‘Tobacco is one of the leading killers in the world’; ‘smoking is harmful for our health’; ‘smoking can cause lung cancer, heart disease’… We have heard it all before. We also know how once someone gets into the habit of smoking it is very difficult, if not impossible for him/her to quit due to the addictive nature of nicotine. So the tobacco industry, with all its so called concerns for the dying population, has come up with a new alternative to smoking – E-Cigarettes.
What exactly are E-cigarettes?
E-cigarettes are devices which come in the shape of a pen or pocket torch and look very much like conventional cigarettes. They work by heating a solution that contains nicotine (may or may not) and other chemicals, forming a vapour that the vaper (the user of e-cigarette) inhales. Some categories of e-cigarettes are Rechargeable electronic cigarettes, Disposable electronic cigarettes, E-Go electronic cigarettes, Personal vaporisers, electronics cigars and E-liquids. The Rechargeables (with reusable batteries and replaceable liquid nicotine) are supposedly meant for those who smoke on a light to medium range, while disposables are for social or light smokers, or even for those who are first-timers. The E-Go (with bigger batteries and more options) is designed for those who want ‘more power’ out of their cigarettes. The Personal Vaporiser (or lava tubes) are for heavy smokers and come with LCD screens, controls and removable batteries. The electronic cigars are for cigar smokers and are supposed to be a great substitute for those who want the same rich taste of cigar minus the smell. Last of all, is the E-liquid or E-juice which enables vapers explain a variety of flavours and nicotine strengths to choose from.
E-cigarettes help quit smoking… or do they?

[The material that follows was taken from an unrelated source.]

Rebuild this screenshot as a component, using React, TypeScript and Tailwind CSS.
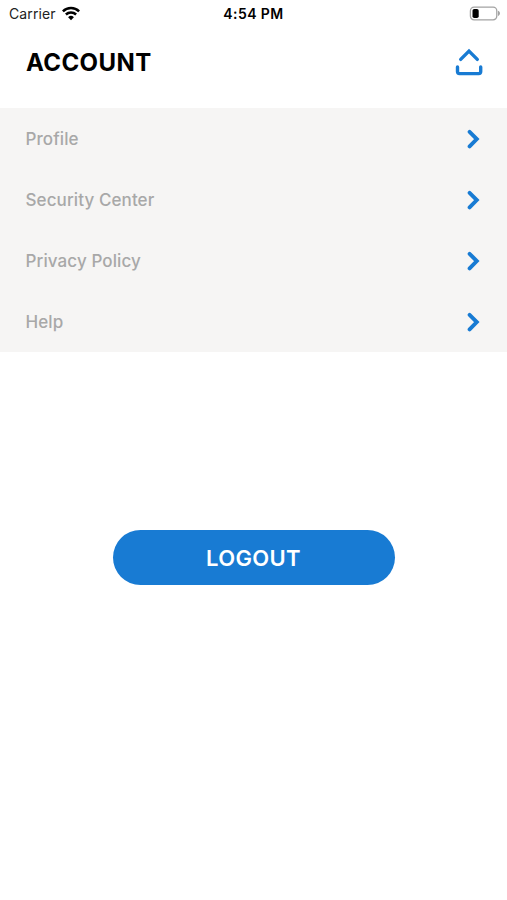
const items = ['Profile', 'Security Center', 'Privacy Policy', 'Help'];

function WifiIcon() {
  return (
    <svg className="ml-[6px] h-[15px] w-[18px]" viewBox="0 0 18 15" fill="none" stroke="#000" strokeWidth="2.5">
      <path d="M0.9 5.3a11.5 11.5 0 0 1 16.2 0" />
      <path d="M3.9 8.5a7.3 7.3 0 0 1 10.2 0" />
      <path d="M9 14.2 6.1 11.2a4.2 4.2 0 0 1 5.8 0z" fill="#000" stroke="none" />
    </svg>
  );
}

function BatteryIcon() {
  return (
    <svg className="h-[15px] w-[32px]" viewBox="0 0 32 15">
      <rect x="1.4" y="1.2" width="26.4" height="12.6" rx="3.7" fill="none" stroke="#a3a3a3" strokeWidth="1.3" />
      <rect x="3.5" y="2.9" width="6.2" height="9.2" rx="1.8" fill="#000" />
      <path d="M29 4.8c2.6 1 2.6 4.2 0 5.2z" fill="#a3a3a3" />
    </svg>
  );
}

function ShareIcon() {
  return (
    <svg
      className="h-[30px] w-[30px]"
      viewBox="0 0 30 30"
      fill="none"
      stroke="#187bd3"
      strokeWidth="3.4"
      strokeLinecap="round"
      strokeLinejoin="miter"
    >
      <path d="M6.7 12.4 15 4.1l8.3 8.3" />
      <path d="M3.5 20v4.6q0 2 2 2h19.2q2 0 2-2V20" />
    </svg>
  );
}

function Chevron() {
  return (
    <svg
      className="h-5 w-[14px]"
      viewBox="0 0 14 20"
      fill="none"
      stroke="#187bd3"
      strokeWidth="3.9"
      strokeLinecap="round"
    >
      <path d="M3.6 2.8 10.8 10l-7.2 7.4" />
    </svg>
  );
}

export default function App() {
  return (
    <div className="flex h-[900px] w-[507px] flex-col overflow-hidden bg-white font-['Inter',sans-serif]">
      <div className="grid h-[26px] grid-cols-3 items-center pr-[6px] pl-[9px] text-[14px] text-[#222]">
        <div className="flex items-center">
          <span className="tracking-[0.1px]">Carrier</span>
          <WifiIcon />
        </div>
        <span className="pr-[3px] text-center text-[14px] font-semibold tracking-[0.42px] text-black">4:54 PM</span>
        <div className="flex justify-end">
          <BatteryIcon />
        </div>
      </div>
      <header className="flex h-[82px] items-start justify-between pt-[21px] pr-[23px] pl-[26px]">
        <h1 className="pt-px text-[24px] leading-[30px] font-bold tracking-[0.4px] text-black">ACCOUNT</h1>
        <ShareIcon />
      </header>
      <nav className="flex h-[244px] flex-col bg-[#f6f5f4]">
        {items.map((label) => (
          <button key={label} className="flex h-[61px] items-center justify-between pr-[27px] pl-[25.5px]">
            <span className="pt-[2px] text-[17px] font-medium tracking-[0.1px] text-[#a8a8a8]">{label}</span>
            <Chevron />
          </button>
        ))}
      </nav>
      <button className="mt-[178px] h-[55px] w-[282px] self-center rounded-full bg-[#187bd3] pt-px text-[22px] font-semibold tracking-[0.35px] text-white">
        LOGOUT
      </button>
    </div>
  );
}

Many smokers, especially the young ones, try e-cigarettes in an attempt to quit smoking. Some intend on reducing their smoking habit or use it in smoke-free public areas. Whether it helps quit or even reduce smoking remains the big question with no proven answers. A study done on quitting success in those who use e-cigarettes versus those who do not, showed no difference between the two. The use of e-cigarettes may actually promote dual use i.e. a smoker would now be a vaper too. In a study done on Korean adolescents using e-cigarettes, it was concluded that those who had initiated using e-cigarettes to quit smoking were more likely to use them, but were not less likely to stop using traditional cigarettes. Also, these were strongly associated with current and heavy cigarette smokers.
Although it is said that e-cigarettes are less harmful than traditional cigarettes, studies show that they still contain harmful substances in varying amounts. These substances include nicotine, ultra particles and volatile organic compounds, which are known to harm if inhaled repeatedly. E-cigarette puffing or vaping increases risks of hypertension and cardiac arrhythmias (erratic heart beats) which could results in adverse effects. In some cases, intoxication due to the absorption of nicotine has also been noted.
“The 5.4 million tobacco related deaths occurring every year are not due to a virus or bacteria, but because of the marketing tactics of tobacco companies. E-cigarettes (ECs) are now their new target products,” says Mr. Bill Bellew, of the International Union Against Tuberculosis and Lung Disease (The Union). The marketing and sale of these products result in an increased public presence of cigarette-like images and the behaviour of smoking. They could even promote the habit of nicotine inhalation in non-smokers. “In some cases they are used as smoking cessation aids, while in other quarters they are used to maintain the addiction. The health impact of long time inhalation of propylene glycol—a lung irritant-- is of concern and needs to be fully investigated. Some ECs have shown the presence of di ethylene glycol which has a history of mass poisonings and deaths”, he adds.
We need to know the unknown
Further research is required for this product in the market. More research is required to study the ill effects of e-cigarettes on the user as well as on those around-- namely children, pregnant women and those with cardiac conditions.
“We do not know. We do not have any reports from drug and/or government regulatory authorities or scientific laboratories on what one is vaping actually. We are not even sure if the nicotine in ECs is chemical nicotine or is got from the tobacco leaves. Efficacy studies need to be done to make sure that they can be used only for quitting (as is being claimed by the manufacturers) under prescribed environments. We do not have evidence right now and till we have it we cannot believe in one sided research claimed to be done by the producers of ECs. So till research has happened, regulations need to be put in place”, says Dr. Ehsan Latif. Director, Department of Tobacco Control at the The Union.
After decades of work to de-normalize smoking, these findings raise the question of whether e-cigarettes are re-normalizing smoking. “ECs are trying to renormalize smoking habits”, says Dr Latif, “We as public health professionals need to learn from history and it gives me a déjà vu of the 1960s when cigarette companies told the public that their products are safe (but they were not). The same thing is happening with ECs”.